LAUDE’s founder, Carly Burson recently made the decision to not seek re-certification through B Lab, publicly announcing the brands decision to walk away from the B list. In a recent Instagram post Burson states, “As a brand committed to ethics and sustainability, I have made the decision that LAUDE will be parting ways with B Corp, choosing not to re-certify due to the controversy shrouding the organization. B Corp controversies and issues with certifying truly problematic brands have eroded my trust, necessitating a reevaluation of LAUDE’s re-certification choices. We remain steadfast in our commitment to social and environmental responsibility, and this decision merely reflects a deeper commitment to transparency and accountability. It’s been years since I’ve believed in their lax standard, and if I don’t trust them, I can’t ask you to.” 

LAUDE maintains its commitment to its verification by the Fair Trade Federation (FTF) and participation in the Social Enterprise World Forum, as these organizations share a profound alignment of values with LAUDE.

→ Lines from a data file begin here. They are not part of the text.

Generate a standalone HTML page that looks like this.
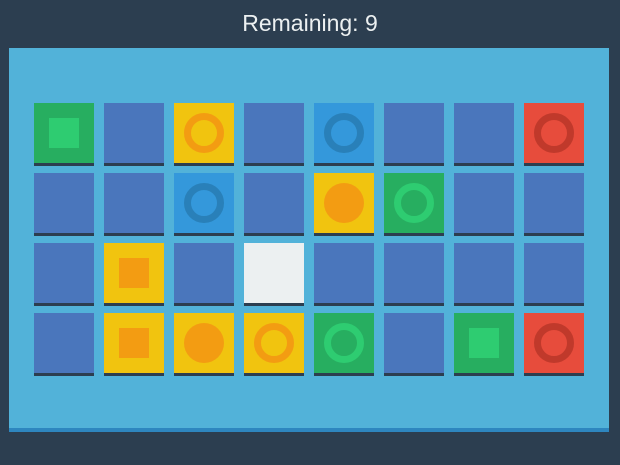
<!DOCTYPE html>
<html><head><style>
*{margin:0;padding:0;box-sizing:border-box}
body{width:620px;height:465px;background:#2c3e50;position:relative;overflow:hidden;font-family:"Liberation Sans",sans-serif}
.title{position:absolute;top:0;left:0;width:620px;height:48px;line-height:46px;text-align:center;color:#ecf0f1;font-size:23px;font-weight:300}
.board{position:absolute;left:9px;top:48px;width:600px;height:384px;background:#52b2d9;border-bottom:4px solid #2e86bf}
.t{position:absolute;width:60px;height:63px;border-bottom:3px solid #2c3e50}
.b{background:#4a76bc}.y{background:#f1c40f}.g{background:#27ae60}.l{background:#3498db}.r{background:#e74c3c}.w{background:#ecf0f1}
.sq{position:absolute;left:15px;top:15px;width:30px;height:30px}
.ring{position:absolute;left:10px;top:10px;width:40px;height:40px;border-radius:50%;border:7px solid}
.dot{position:absolute;left:10px;top:10px;width:40px;height:40px;border-radius:50%}
</style></head><body>
<div class="title">Remaining: 9</div>
<div class="board"></div>
<!-- row1 y=103 -->
<div class="t g" style="left:34px;top:103px"><div class="sq" style="background:#2ecc71"></div></div>
<div class="t b" style="left:104px;top:103px"></div>
<div class="t y" style="left:174px;top:103px"><div class="ring" style="border-color:#f39c12"></div></div>
<div class="t b" style="left:244px;top:103px"></div>
<div class="t l" style="left:314px;top:103px"><div class="ring" style="border-color:#2980b9"></div></div>
<div class="t b" style="left:384px;top:103px"></div>
<div class="t b" style="left:454px;top:103px"></div>
<div class="t r" style="left:524px;top:103px"><div class="ring" style="border-color:#c0392b"></div></div>
<!-- row2 -->
<div class="t b" style="left:34px;top:173px"></div>
<div class="t b" style="left:104px;top:173px"></div>
<div class="t l" style="left:174px;top:173px"><div class="ring" style="border-color:#2980b9"></div></div>
<div class="t b" style="left:244px;top:173px"></div>
<div class="t y" style="left:314px;top:173px"><div class="dot" style="background:#f39c12"></div></div>
<div class="t g" style="left:384px;top:173px"><div class="ring" style="border-color:#2ecc71"></div></div>
<div class="t b" style="left:454px;top:173px"></div>
<div class="t b" style="left:524px;top:173px"></div>
<!-- row3 -->
<div class="t b" style="left:34px;top:243px"></div>
<div class="t y" style="left:104px;top:243px"><div class="sq" style="background:#f39c12"></div></div>
<div class="t b" style="left:174px;top:243px"></div>
<div class="t w" style="left:244px;top:243px"></div>
<div class="t b" style="left:314px;top:243px"></div>
<div class="t b" style="left:384px;top:243px"></div>
<div class="t b" style="left:454px;top:243px"></div>
<div class="t b" style="left:524px;top:243px"></div>
<!-- row4 -->
<div class="t b" style="left:34px;top:313px"></div>
<div class="t y" style="left:104px;top:313px"><div class="sq" style="background:#f39c12"></div></div>
<div class="t y" style="left:174px;top:313px"><div class="dot" style="background:#f39c12"></div></div>
<div class="t y" style="left:244px;top:313px"><div class="ring" style="border-color:#f39c12"></div></div>
<div class="t g" style="left:314px;top:313px"><div class="ring" style="border-color:#2ecc71"></div></div>
<div class="t b" style="left:384px;top:313px"></div>
<div class="t g" style="left:454px;top:313px"><div class="sq" style="background:#2ecc71"></div></div>
<div class="t r" style="left:524px;top:313px"><div class="ring" style="border-color:#c0392b"></div></div>
</body></html>
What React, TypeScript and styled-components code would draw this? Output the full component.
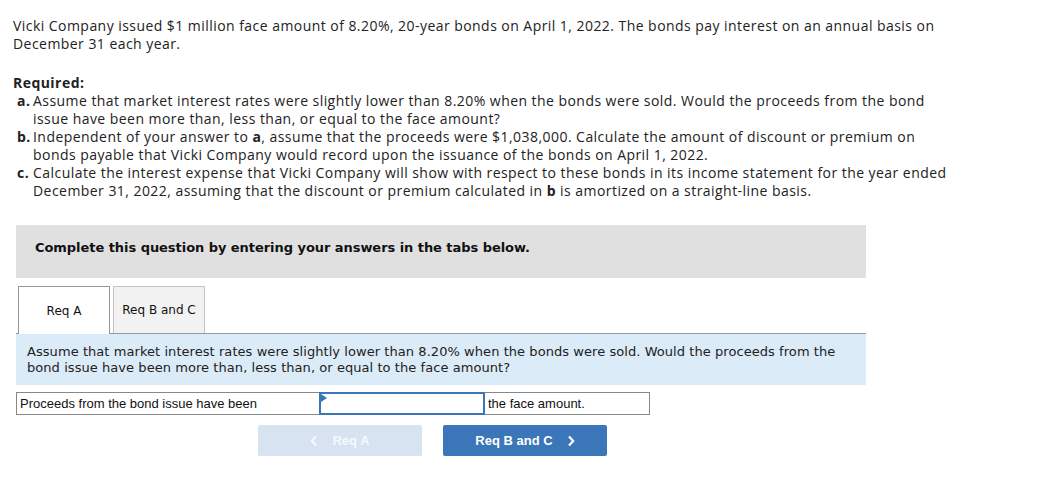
import React from 'react'
import styled, { createGlobalStyle } from 'styled-components'

const GlobalStyle = createGlobalStyle`
  body {
    margin: 0;
    background: #fff;
  }
`

const Page = styled.div`
  padding: 17px 0 0 13px;
  width: 942px;
  font-family: 'Open Sans', sans-serif;
  font-size: 14px;
  letter-spacing: 0.45px;
  line-height: 18px;
  color: #222;
`

const Intro = styled.p`
  margin: 0;
`

const Required = styled.div`
  margin-top: 21px;
  font-weight: bold;
`

const ReqList = styled.ol`
  list-style: none;
  margin: 0;
  padding: 0;
`

const ReqItem = styled.li`
  display: flex;
`

const ReqLetter = styled.span`
  flex: 0 0 20px;
  padding-left: 4px;
  font-weight: bold;
  box-sizing: border-box;
`

const Strong = styled.b`
  display: inline-block;
  line-height: 18px;
  height: 18px;
  overflow: hidden;
  vertical-align: top;
`

const Work = styled.div`
  margin: 25px 0 0 3px;
  width: 850px;
  letter-spacing: normal;
`

const Banner = styled.div`
  height: 53px;
  box-sizing: border-box;
  padding: 14px 19px 0;
  background: #e0e0e0;
  font-family: 'DejaVu Sans', Verdana, sans-serif;
  font-size: 13px;
  font-weight: bold;
  letter-spacing: -0.05px;
  color: #111;
`

const TabBar = styled.div`
  display: flex;
  gap: 3px;
  margin-top: 8px;
  padding-left: 2px;
  border-bottom: 1px solid #999;
`

const Tab = styled.div<{ $active?: boolean }>`
  width: 92px;
  box-sizing: border-box;
  display: flex;
  align-items: center;
  justify-content: center;
  border: 1px solid ${(p) => (p.$active ? '#999' : '#c4c4c4')};
  border-bottom: none;
  margin-bottom: ${(p) => (p.$active ? '-1px' : '0')};
  height: ${(p) => (p.$active ? '48px' : '47px')};
  background: ${(p) => (p.$active ? '#fff' : '#f2f2f2')};
  font-family: 'DejaVu Sans', Verdana, sans-serif;
  font-size: 12px;
  color: #111;
`

const Prompt = styled.div`
  height: 51px;
  box-sizing: border-box;
  padding: 10px 11px 0;
  background: #dcebf8;
  font-family: 'DejaVu Sans', Verdana, sans-serif;
  font-size: 13px;
  letter-spacing: 0.06px;
  line-height: 16px;
  color: #222;
`

const AnswerRow = styled.div`
  display: flex;
  width: 634px;
  height: 23px;
  margin-top: 7px;
  box-sizing: border-box;
  border: 1px solid #888;
  font-family: 'Liberation Sans', Arial, sans-serif;
  font-size: 13px;
  color: #111;
`

const Cell = styled.div<{ $w: number }>`
  width: ${(p) => p.$w}px;
  box-sizing: border-box;
  padding-left: 3px;
  display: flex;
  align-items: center;
  & + & {
    border-left: 1px solid #888;
  }
`

const Blank = styled.div`
  position: relative;
  width: 166px;
  margin: -1px 0;
  box-sizing: border-box;
  border: 2px solid #3a76b8;
  background: #fff;
  &::before {
    content: '';
    position: absolute;
    left: 0;
    top: 0;
    border-top: 4px solid transparent;
    border-bottom: 4px solid transparent;
    border-left: 6px solid #3a76b8;
  }
`

const NavRow = styled.div`
  display: flex;
  gap: 21px;
  margin: 10px 0 0 242px;
`

const NavButton = styled.div<{ $enabled?: boolean }>`
  width: 164px;
  height: 31px;
  display: flex;
  align-items: center;
  justify-content: center;
  gap: 14px;
  border-radius: 2px;
  background: ${(p) => (p.$enabled ? '#3a76b8' : '#d7e3f1')};
  color: ${(p) => (p.$enabled ? '#fff' : '#f4f8fc')};
  font-family: 'Liberation Sans', Arial, sans-serif;
  font-size: 13px;
  font-weight: bold;
`

const Chevron = ({ dir }: { dir: 'left' | 'right' }) => (
  <svg width="8" height="12" viewBox="0 0 8 12">
    <polyline
      points={dir === 'left' ? '6,1.5 1.8,6 6,10.5' : '2,1.5 6.2,6 2,10.5'}
      fill="none"
      stroke="currentColor"
      strokeWidth="2.2"
    />
  </svg>
)

export default function App() {
  return (
    <>
      <GlobalStyle />
      <Page>
        <Intro>
          Vicki Company issued $1 million face amount of 8.20%, 20-year bonds on April 1, 2022. The bonds pay
          interest on an annual basis on December 31 each year.
        </Intro>
        <Required>Required:</Required>
        <ReqList>
          <ReqItem>
            <ReqLetter>a.</ReqLetter>
            <span>
              Assume that market interest rates were slightly lower than 8.20% when the bonds were sold. Would the
              proceeds from the bond issue have been more than, less than, or equal to the face amount?
            </span>
          </ReqItem>
          <ReqItem>
            <ReqLetter>b.</ReqLetter>
            <span>
              Independent of your answer to <Strong>a</Strong>, assume that the proceeds were $1,038,000. Calculate the
              amount of discount or premium on bonds payable that Vicki Company would record upon the issuance of the
              bonds on April 1, 2022.
            </span>
          </ReqItem>
          <ReqItem>
            <ReqLetter>c.</ReqLetter>
            <span>
              Calculate the interest expense that Vicki Company will show with respect to these bonds in its income
              statement for the year ended December 31, 2022, assuming that the discount or premium calculated in{' '}
              <Strong>b</Strong> is amortized on a straight-line basis.
            </span>
          </ReqItem>
        </ReqList>

        <Work>
          <Banner>Complete this question by entering your answers in the tabs below.</Banner>
          <TabBar>
            <Tab $active>Req A</Tab>
            <Tab>Req B and C</Tab>
          </TabBar>
          <Prompt>
            Assume that market interest rates were slightly lower than 8.20% when the bonds were sold. Would the
            proceeds from the bond issue have been more than, less than, or equal to the face amount?
          </Prompt>
          <AnswerRow>
            <Cell $w={302}>Proceeds from the bond issue have been</Cell>
            <Blank />
            <Cell $w={164}>the face amount.</Cell>
          </AnswerRow>
          <NavRow>
            <NavButton>
              <Chevron dir="left" />
              Req A
            </NavButton>
            <NavButton $enabled>
              Req B and C
              <Chevron dir="right" />
            </NavButton>
          </NavRow>
        </Work>
      </Page>
    </>
  )
}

“I’m dedicated to partnering with organizations that strive to drive substantial change within deeply unethical capitalist structures, rather than those that merely improve the image of problematic actors,” Burson emphasizes. She further adds, “Numerous remarkable small businesses have achieved B Corp certification, and I encourage individuals to conduct their research to support genuine social enterprises. While it was once B Corp’s role, regrettably, I no longer believe we can rely on them to be the gold standard.”